As is shown in FIG. 6 which is a schematic plan view, the present invention allows for an arrangement in which (when compared to FIG. 7, a schematic plan view of prior art arrangements) an extension pipe 112 and overflow relief gully 110 may be omitted. Sewer main 100 is connected at sewer connection point 104 to a private property 102 having a building 106. A venting arrangement 108 is provided at the remote end of the building 106 (the additional venting provided by the present invention provides localised venting). The overflow relief pipe may be provided as a vertical pipe at the sewer connection point 104, thereby further removing the temptation for stormwater to be drained towards it as it is remote from the house and from concreted driveways, paths, guttering down pipes and the like.

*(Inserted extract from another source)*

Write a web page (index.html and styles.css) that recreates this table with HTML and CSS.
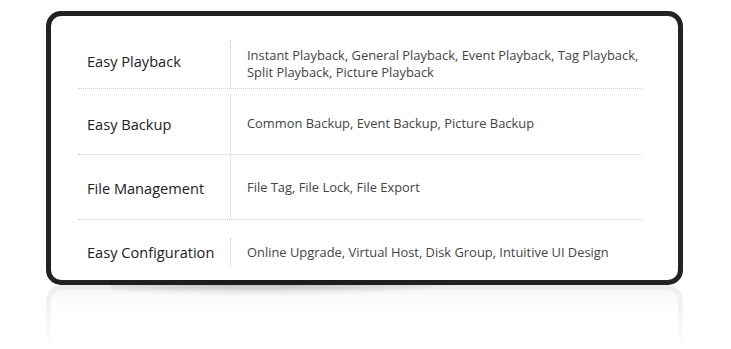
FILE: index.html
```html
<!DOCTYPE html>
<html>
<head>
<meta charset="utf-8">
<title>Features</title>
<link rel="stylesheet" href="styles.css">
</head>
<body>
<div class="stage">
	<div class="card">
		<div class="feats">
			<div class="row r1">
				<div class="name">Easy Playback</div>
				<div class="desc">Instant Playback, General Playback, Event Playback, Tag Playback,<br>Split Playback, Picture Playback</div>
			</div>
			<div class="row r2">
				<div class="name">Easy Backup</div>
				<div class="desc">Common Backup, Event Backup, Picture Backup</div>
			</div>
			<div class="row r3">
				<div class="name">File Management</div>
				<div class="desc">File Tag, File Lock, File Export</div>
			</div>
			<div class="row r4">
				<div class="name">Easy Configuration</div>
				<div class="desc">Online Upgrade, Virtual Host, Disk Group, Intuitive UI Design</div>
			</div>
		</div>
	</div>
	<div class="mirror"></div>
</div>
</body>
</html>
```

FILE: styles.css
```css
body {
	margin: 0;
	background: #fff;
	font-family: "Open Sans", "Noto Sans", sans-serif;
}

.stage {
	width: 637px;
	margin: 11px 0 0 46px;
	position: relative;
}

.card {
	box-sizing: border-box;
	height: 274px;
	border: 5px solid #222;
	border-radius: 15px;
	background: #fff;
	padding: 24px 36px 0 27px;
	position: relative;
	z-index: 1;
}

/* soft shadow under the bottom edge */
.card::after {
	content: "";
	position: absolute;
	left: 60px;
	right: 200px;
	bottom: -16px;
	height: 16px;
	background: radial-gradient(ellipse at 40% 0, rgba(0,0,0,0.25), rgba(0,0,0,0) 70%);
}

/* faded reflection of the frame */
.mirror {
	box-sizing: border-box;
	height: 64px;
	border: 5px solid #e8e8e8;
	border-bottom: 0;
	border-radius: 15px 15px 0 0;
	background: linear-gradient(#f4f4f4, #fff 40%);
	-webkit-mask-image: linear-gradient(rgba(0,0,0,0.8), rgba(0,0,0,0));
	mask-image: linear-gradient(rgba(0,0,0,0.8), rgba(0,0,0,0));
}

.row {
	display: flex;
	box-sizing: border-box;
	border-bottom: 1px dotted #cfcfcf;
}
.r1 { height: 49px; }
.r2 { height: 66px; padding-top: 4px; }
.r3 { height: 65px; padding-top: 1px; }
.r4 { height: 46px; padding-top: 18px; border-bottom: 0; }

.name {
	width: 153px;
	flex-shrink: 0;
	box-sizing: border-box;
	padding-left: 9px;
	border-right: 1px dotted #cfcfcf;
	display: flex;
	align-items: center;
	font-size: 14.6px;
	color: #222;
}
.r1 .name { padding-bottom: 6px; }

.desc {
	padding-left: 16px;
	display: flex;
	align-items: center;
	font-size: 12.9px;
	line-height: 17px;
	color: #444;
}
```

As the present invention may be embodied in several forms without departing from the spirit of the essential characteristics of the invention, it should be understood that the above described embodiments are not to limit the present invention unless otherwise specified, but rather should be construed broadly within the spirit and scope of the present invention as defined in the appended claims. Various modifications and equivalent arrangements are intended to be included within the spirit and scope of the present invention and appended claims.